The technology for attending class remotely is provided by Google Meet and is extremely easy to use. Your teacher will send you links and will provide support as needed. We hope you will continue to write and stay connected to our community during this time.

The goal of this class is to help students use a full range of technique in order to access greater emotional freedom and depth in their work. To this end, all students must enroll in the Writer Studio Craft Class, which meets virtually on Tuesdays from 6:30 - 8:00 p.m. ET. A reading list of the novels, poetry collections, and memoirs discussed each term is available on the Craft Class course description page. The Wednesday morning following each Craft Class, students will receive a link to a recording of the class. A podcast is also made available. Listening to the Craft Class every week is essential if you can’t attend the video classes on Tuesdays. Your workshop teacher will assign exercises based on the discussions in the weekly Craft Class. Craft Class, where students read as writers and learn to identify a range of narrative techniques, is the heart of the Writers Studio.

Level 3 students are entitled to take the Craft Class free for two 8-week terms.

Students who are in Level 4 (after taking three terms of Level 3) may have the opportunity to bring in promising work based on one narrator so as to get a story on its feet.

Instructor

Writers Studio Teacher

Lesley Dormen

Lesley Dormen is the author, most recently, of The Best Place to Be (Simon & Schuster), linked stories described by Elle magazine as "Virginia Woolf meets Candace Bushnell." Her short stories have been published in magazines and journals that include The Atlantic Monthly, Ploughshares, Five Points, Open City, Glimmer Train and Epiphany.
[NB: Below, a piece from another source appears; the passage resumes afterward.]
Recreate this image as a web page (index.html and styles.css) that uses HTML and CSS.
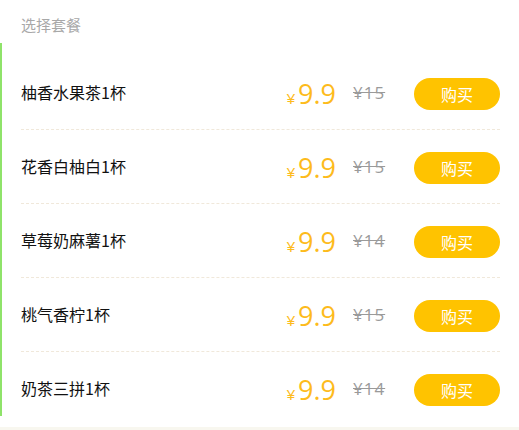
FILE: index.html
```html
<!DOCTYPE html>
<html lang="zh">
<head>
<meta charset="utf-8">
<link rel="stylesheet" href="styles.css">
</head>
<body>
<div class="panel">
  <div class="title">选择套餐</div>
  <div class="list">
    <div class="row">
      <div class="name">柚香水果茶1杯</div>
      <div class="price"><span class="yen">¥</span><span class="num">9.9</span></div>
      <div class="old">¥15</div>
      <button class="buy">购买</button>
    </div>
    <div class="row">
      <div class="name">花香白柚白1杯</div>
      <div class="price"><span class="yen">¥</span><span class="num">9.9</span></div>
      <div class="old">¥15</div>
      <button class="buy">购买</button>
    </div>
    <div class="row">
      <div class="name">草莓奶麻薯1杯</div>
      <div class="price"><span class="yen">¥</span><span class="num">9.9</span></div>
      <div class="old">¥14</div>
      <button class="buy">购买</button>
    </div>
    <div class="row">
      <div class="name">桃气香柠1杯</div>
      <div class="price"><span class="yen">¥</span><span class="num">9.9</span></div>
      <div class="old">¥15</div>
      <button class="buy">购买</button>
    </div>
    <div class="row last">
      <div class="name">奶茶三拼1杯</div>
      <div class="price"><span class="yen">¥</span><span class="num">9.9</span></div>
      <div class="old">¥14</div>
      <button class="buy">购买</button>
    </div>
  </div>
</div>
</body>
</html>
```

FILE: styles.css
```css
html, body {
  margin: 0;
  padding: 0;
}
body {
  background: #f8f7ef;
  font-family: "Noto Sans CJK SC", "Noto Sans", sans-serif;
  height: 430px;
  overflow: hidden;
}
.panel {
  background: #fff;
  height: 427px;
}
.title {
  height: 43px;
  box-sizing: border-box;
  padding: 15px 0 0 21px;
  font-size: 15px;
  line-height: 20px;
  color: #a8a8a8;
}
.list {
  position: relative;
  padding: 13px 19px 0 21px;
}
.list::before {
  content: "";
  position: absolute;
  left: 0;
  top: 0;
  width: 2px;
  height: 373px;
  background: #8fe36a;
}
.row {
  display: flex;
  align-items: center;
  height: 73px;
  border-bottom: 1px dashed #f0e8da;
}
.row.last {
  border-bottom: none;
}
.name {
  flex: 1;
  font-size: 16px;
  color: #111;
  line-height: 20px;
  margin-top: -2px;
}
.price {
  color: #fdbb1c;
  display: flex;
  align-items: baseline;
  margin-top: 2px;
}
.yen {
  font-family: "Liberation Sans", sans-serif;
  font-size: 15px;
  margin-right: 3px;
}
.num {
  font-family: "Open Sans", "Liberation Sans", sans-serif;
  font-size: 27px;
  line-height: 30px;
}
.old {
  margin-left: 17px;
  font-family: "Open Sans", "Liberation Sans", sans-serif;
  font-size: 17px;
  letter-spacing: 1px;
  color: #9a9a9a;
  text-decoration: line-through;
  width: 37px;
  white-space: nowrap;
}
.buy {
  margin-left: 24px;
  width: 86px;
  height: 32px;
  border: none;
  border-radius: 16px;
  background: #ffc300;
  color: #fff;
  font-family: "Noto Sans CJK SC", sans-serif;
  font-size: 16px;
  padding: 0;
  margin-top: 2px;
}
```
Her stories have been short-listed for Best American Short Stories and included in the anthology Twenty Over Forty. Her essays have appeared in The New York Times, Elle, and Vanity Fair, among other publications, and the anthology Unholy Ghost: Writers on Depression. She is the recipient of a fellowship in fiction from the New York Foundation for the Arts and is a Yaddo and a MacDowell Fellow. Lesley is associate director of The Writers Studio.